Appointed on Sept. 6, Truss was forced to sack her finance minister and closest political ally, Kwasi Kwarteng, and abandon almost all her economic programme after their plans for vast unfunded tax cuts crashed the pound and British bonds.

Approval ratings for her and the Conservative Party collapsed.

Also, on Wednesday she lost the second of the government’s four most senior ministers, faced laughter as she tried to defend her record to parliament and saw her lawmakers openly quarrel over policy, deepening the sense of chaos at Westminster.

A new leadership election will be completed by next Friday, Oct. 28. Those expected to run include former finance minister Rishi Sunak and Penny Mordaunt, a former defence minister.

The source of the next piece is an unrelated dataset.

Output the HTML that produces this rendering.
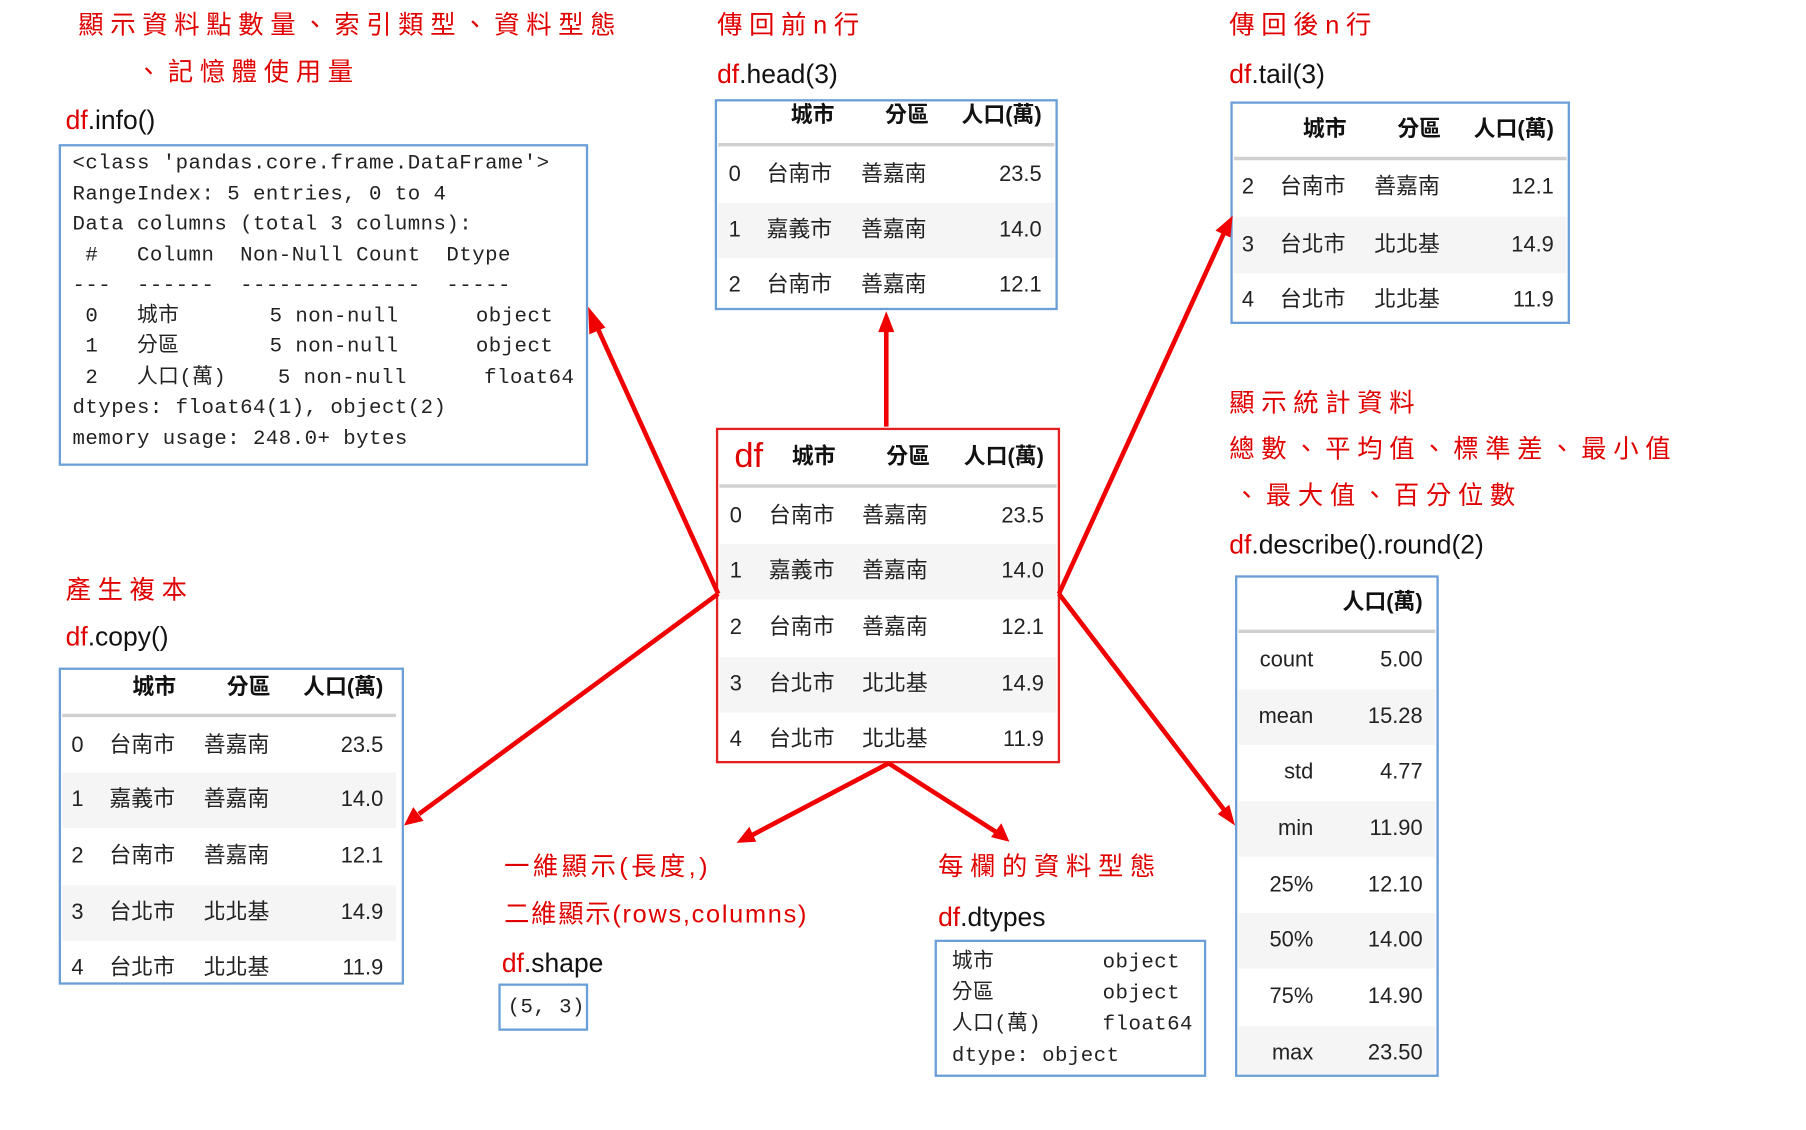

Jeremy Hunt, the man brought in to rescue the public finances, has ruled himself out.

Party members and Conservative lawmakers are expected to be given a say in the vote. A poll earlier this week showed that most members wanted former Prime Minister Boris Johnson – who was ousted from Downing Street in July – to return.

Labour leader Keir Starmer, whose opposition party has surged in opinion polls on the back of Truss’s short, crisis-plagued tenure, demanded a general election “now”.